====== The data

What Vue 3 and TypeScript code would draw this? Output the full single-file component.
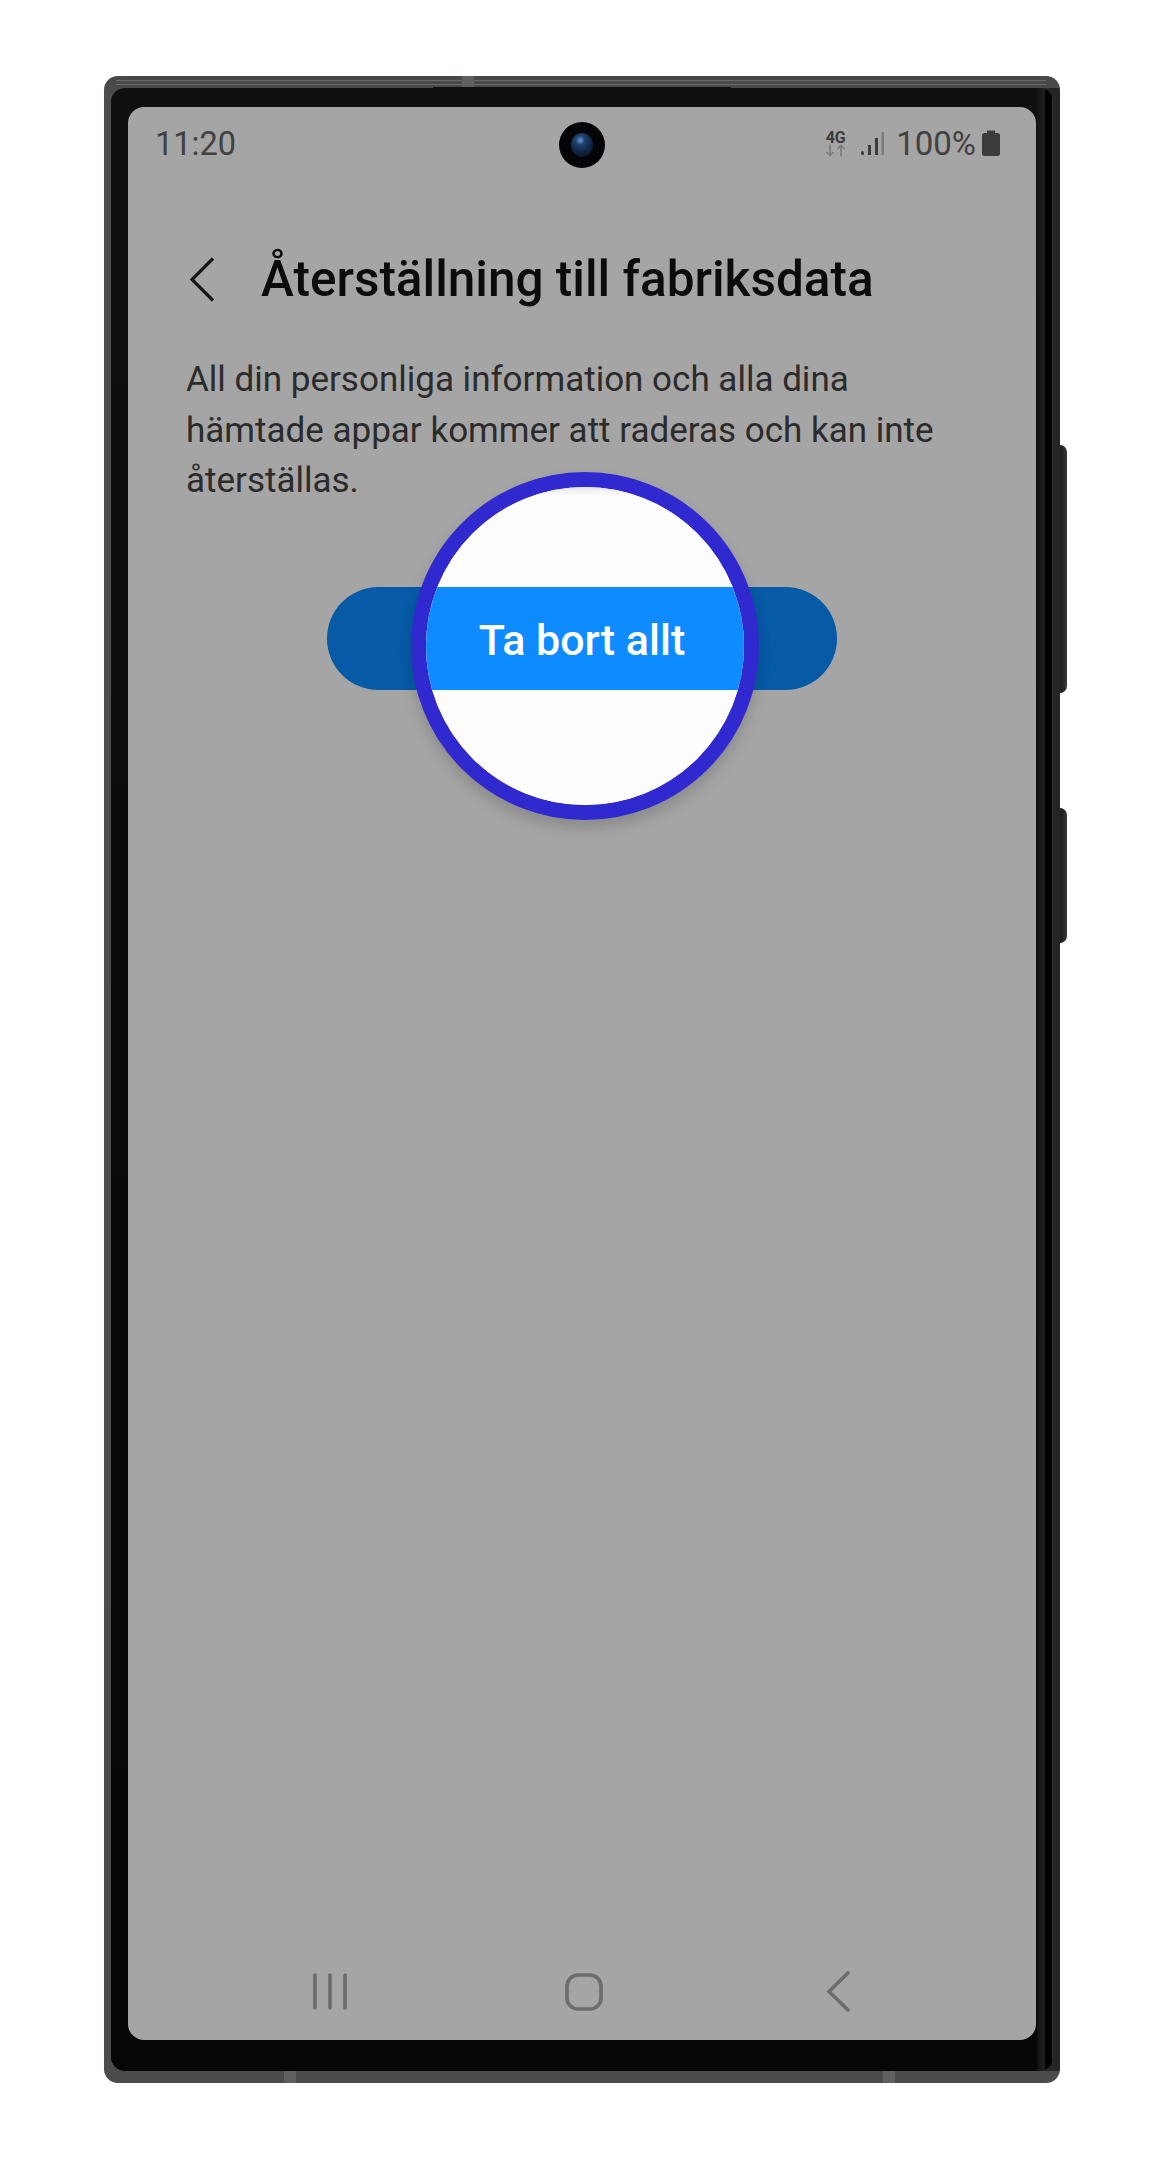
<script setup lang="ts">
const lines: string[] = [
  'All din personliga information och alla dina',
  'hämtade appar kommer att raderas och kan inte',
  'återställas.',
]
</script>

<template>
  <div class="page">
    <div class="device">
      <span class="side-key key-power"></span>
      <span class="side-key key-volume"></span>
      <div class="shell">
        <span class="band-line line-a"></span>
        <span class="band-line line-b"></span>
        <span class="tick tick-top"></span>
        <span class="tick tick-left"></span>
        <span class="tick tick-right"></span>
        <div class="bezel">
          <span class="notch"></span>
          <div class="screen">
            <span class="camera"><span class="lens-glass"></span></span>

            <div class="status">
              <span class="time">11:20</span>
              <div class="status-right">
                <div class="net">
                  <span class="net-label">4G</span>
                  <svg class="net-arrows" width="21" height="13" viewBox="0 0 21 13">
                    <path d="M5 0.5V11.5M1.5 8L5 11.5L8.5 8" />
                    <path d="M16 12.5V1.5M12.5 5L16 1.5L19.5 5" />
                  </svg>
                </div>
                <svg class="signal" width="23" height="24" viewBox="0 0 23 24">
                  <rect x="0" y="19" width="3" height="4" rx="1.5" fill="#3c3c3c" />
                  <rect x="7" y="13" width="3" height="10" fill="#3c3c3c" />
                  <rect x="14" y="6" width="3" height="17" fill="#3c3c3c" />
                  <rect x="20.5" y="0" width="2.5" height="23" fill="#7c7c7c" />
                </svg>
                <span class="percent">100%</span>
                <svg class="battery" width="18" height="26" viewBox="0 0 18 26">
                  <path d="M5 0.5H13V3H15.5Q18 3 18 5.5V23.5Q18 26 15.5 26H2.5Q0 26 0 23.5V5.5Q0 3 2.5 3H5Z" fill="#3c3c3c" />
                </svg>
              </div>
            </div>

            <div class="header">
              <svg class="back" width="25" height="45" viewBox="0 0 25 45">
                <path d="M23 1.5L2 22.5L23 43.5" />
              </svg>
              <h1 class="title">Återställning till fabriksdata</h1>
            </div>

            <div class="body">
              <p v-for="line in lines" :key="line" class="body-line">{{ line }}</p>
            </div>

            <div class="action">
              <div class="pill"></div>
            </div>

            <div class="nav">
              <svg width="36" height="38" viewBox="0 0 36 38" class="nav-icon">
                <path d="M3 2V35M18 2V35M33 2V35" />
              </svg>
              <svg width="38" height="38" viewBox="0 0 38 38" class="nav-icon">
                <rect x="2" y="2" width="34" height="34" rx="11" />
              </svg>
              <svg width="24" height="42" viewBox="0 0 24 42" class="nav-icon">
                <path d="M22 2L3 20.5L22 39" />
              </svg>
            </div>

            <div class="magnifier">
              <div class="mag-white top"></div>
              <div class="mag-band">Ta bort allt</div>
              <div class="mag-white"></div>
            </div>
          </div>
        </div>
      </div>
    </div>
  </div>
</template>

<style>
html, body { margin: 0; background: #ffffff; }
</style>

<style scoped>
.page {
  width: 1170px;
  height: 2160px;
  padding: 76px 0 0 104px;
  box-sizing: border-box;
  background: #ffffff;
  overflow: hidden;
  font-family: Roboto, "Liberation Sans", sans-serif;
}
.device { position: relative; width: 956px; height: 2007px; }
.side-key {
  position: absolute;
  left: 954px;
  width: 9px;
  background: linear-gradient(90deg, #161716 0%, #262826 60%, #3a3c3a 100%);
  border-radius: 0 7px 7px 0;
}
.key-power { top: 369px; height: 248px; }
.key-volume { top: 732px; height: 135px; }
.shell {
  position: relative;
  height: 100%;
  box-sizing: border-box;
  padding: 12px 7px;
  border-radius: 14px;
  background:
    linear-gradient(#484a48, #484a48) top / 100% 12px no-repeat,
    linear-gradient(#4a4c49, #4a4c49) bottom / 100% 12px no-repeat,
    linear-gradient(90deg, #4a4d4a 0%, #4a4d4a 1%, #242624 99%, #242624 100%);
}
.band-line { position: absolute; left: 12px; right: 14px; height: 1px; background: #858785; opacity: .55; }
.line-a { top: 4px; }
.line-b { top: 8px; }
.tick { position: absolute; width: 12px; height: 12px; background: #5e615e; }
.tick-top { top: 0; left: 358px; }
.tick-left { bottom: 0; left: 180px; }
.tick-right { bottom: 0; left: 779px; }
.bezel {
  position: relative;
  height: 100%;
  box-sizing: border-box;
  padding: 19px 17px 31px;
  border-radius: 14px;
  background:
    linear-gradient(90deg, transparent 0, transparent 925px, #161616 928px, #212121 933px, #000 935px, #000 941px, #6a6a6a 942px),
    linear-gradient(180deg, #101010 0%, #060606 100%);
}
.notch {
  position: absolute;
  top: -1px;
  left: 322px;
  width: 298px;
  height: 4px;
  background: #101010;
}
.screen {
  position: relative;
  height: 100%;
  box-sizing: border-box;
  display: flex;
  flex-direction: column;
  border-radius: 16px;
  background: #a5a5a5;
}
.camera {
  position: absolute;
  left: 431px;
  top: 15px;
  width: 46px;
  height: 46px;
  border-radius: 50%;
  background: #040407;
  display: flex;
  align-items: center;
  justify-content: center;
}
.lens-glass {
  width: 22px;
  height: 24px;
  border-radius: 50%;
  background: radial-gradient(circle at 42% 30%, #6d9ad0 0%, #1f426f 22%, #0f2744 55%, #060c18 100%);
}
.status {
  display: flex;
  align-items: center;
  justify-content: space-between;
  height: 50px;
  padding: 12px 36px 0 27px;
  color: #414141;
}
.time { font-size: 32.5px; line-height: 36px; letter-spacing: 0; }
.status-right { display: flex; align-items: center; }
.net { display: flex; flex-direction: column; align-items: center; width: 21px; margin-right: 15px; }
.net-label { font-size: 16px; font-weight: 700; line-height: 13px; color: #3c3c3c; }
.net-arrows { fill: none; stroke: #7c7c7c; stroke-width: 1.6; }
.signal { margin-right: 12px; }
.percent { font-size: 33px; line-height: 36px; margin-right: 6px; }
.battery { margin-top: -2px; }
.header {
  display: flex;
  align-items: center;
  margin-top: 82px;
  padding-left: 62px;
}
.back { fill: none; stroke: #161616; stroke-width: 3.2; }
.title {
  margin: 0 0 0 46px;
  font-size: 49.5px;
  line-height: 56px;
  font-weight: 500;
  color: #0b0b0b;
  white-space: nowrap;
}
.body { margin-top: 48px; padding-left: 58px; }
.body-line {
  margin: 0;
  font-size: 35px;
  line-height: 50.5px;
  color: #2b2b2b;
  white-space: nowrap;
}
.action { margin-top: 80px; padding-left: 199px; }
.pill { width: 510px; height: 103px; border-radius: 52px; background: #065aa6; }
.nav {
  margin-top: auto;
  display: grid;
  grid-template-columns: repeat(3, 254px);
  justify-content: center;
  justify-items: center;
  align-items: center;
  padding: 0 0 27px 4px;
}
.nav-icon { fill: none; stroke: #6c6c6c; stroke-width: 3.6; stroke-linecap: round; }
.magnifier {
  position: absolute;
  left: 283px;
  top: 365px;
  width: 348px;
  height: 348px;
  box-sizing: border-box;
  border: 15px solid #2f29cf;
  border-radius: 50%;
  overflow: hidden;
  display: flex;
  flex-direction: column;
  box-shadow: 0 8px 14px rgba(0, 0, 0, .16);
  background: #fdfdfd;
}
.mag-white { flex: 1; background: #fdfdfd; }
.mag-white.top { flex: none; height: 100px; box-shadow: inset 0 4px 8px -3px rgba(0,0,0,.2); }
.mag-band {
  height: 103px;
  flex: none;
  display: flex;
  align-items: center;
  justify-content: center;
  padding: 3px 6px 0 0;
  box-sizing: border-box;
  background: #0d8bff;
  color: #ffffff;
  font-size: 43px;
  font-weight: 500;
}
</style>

============
====== The data

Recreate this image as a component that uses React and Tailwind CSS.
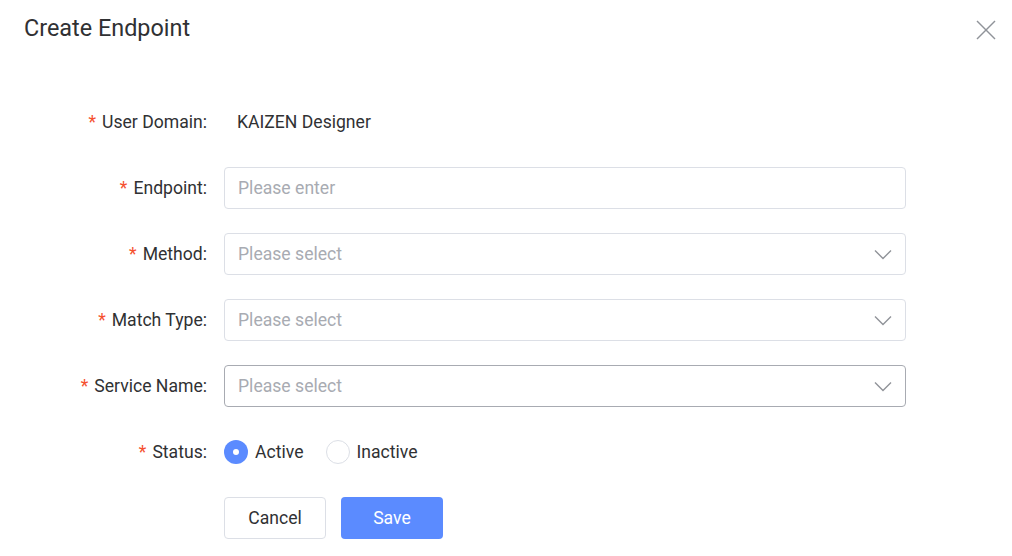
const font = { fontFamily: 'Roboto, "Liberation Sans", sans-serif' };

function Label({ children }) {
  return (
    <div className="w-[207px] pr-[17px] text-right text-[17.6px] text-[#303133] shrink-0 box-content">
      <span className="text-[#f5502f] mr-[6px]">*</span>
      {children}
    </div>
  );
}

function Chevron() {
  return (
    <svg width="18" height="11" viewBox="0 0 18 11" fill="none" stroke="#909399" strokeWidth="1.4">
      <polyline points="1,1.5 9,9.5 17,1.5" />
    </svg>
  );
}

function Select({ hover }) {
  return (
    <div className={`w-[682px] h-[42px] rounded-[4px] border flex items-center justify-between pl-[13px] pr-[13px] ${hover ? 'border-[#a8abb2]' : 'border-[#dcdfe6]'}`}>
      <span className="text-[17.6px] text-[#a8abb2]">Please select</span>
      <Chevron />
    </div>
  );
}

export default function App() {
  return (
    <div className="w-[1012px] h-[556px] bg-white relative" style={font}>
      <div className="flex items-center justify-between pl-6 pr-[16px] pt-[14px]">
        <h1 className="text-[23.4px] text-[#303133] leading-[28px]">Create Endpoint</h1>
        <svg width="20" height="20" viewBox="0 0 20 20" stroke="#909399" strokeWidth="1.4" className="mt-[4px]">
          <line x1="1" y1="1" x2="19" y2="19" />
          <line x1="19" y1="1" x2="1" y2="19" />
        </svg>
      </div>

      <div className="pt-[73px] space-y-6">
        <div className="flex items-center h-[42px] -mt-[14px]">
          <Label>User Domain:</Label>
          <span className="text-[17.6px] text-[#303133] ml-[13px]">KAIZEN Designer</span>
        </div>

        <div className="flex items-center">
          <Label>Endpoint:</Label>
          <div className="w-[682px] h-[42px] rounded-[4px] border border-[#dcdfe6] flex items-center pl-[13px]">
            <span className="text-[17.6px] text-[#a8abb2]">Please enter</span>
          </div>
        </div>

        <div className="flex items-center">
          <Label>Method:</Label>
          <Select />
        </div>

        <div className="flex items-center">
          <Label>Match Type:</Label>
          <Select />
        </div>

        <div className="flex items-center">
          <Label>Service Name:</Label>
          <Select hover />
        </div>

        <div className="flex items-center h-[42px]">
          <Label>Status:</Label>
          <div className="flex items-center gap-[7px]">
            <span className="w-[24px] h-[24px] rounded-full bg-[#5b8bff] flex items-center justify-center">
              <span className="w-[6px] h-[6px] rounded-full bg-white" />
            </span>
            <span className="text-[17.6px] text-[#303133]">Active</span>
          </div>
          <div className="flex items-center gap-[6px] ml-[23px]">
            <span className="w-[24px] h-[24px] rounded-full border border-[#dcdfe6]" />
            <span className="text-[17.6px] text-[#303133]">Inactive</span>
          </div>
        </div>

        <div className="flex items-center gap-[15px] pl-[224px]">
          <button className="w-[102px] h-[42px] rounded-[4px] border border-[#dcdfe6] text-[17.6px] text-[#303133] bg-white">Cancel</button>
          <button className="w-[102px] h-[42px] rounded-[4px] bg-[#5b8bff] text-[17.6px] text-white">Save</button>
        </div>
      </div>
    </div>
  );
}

============

• Exercise objective
Give the number of lines above that hold the word "full", and nothing more.

• Worked solution
4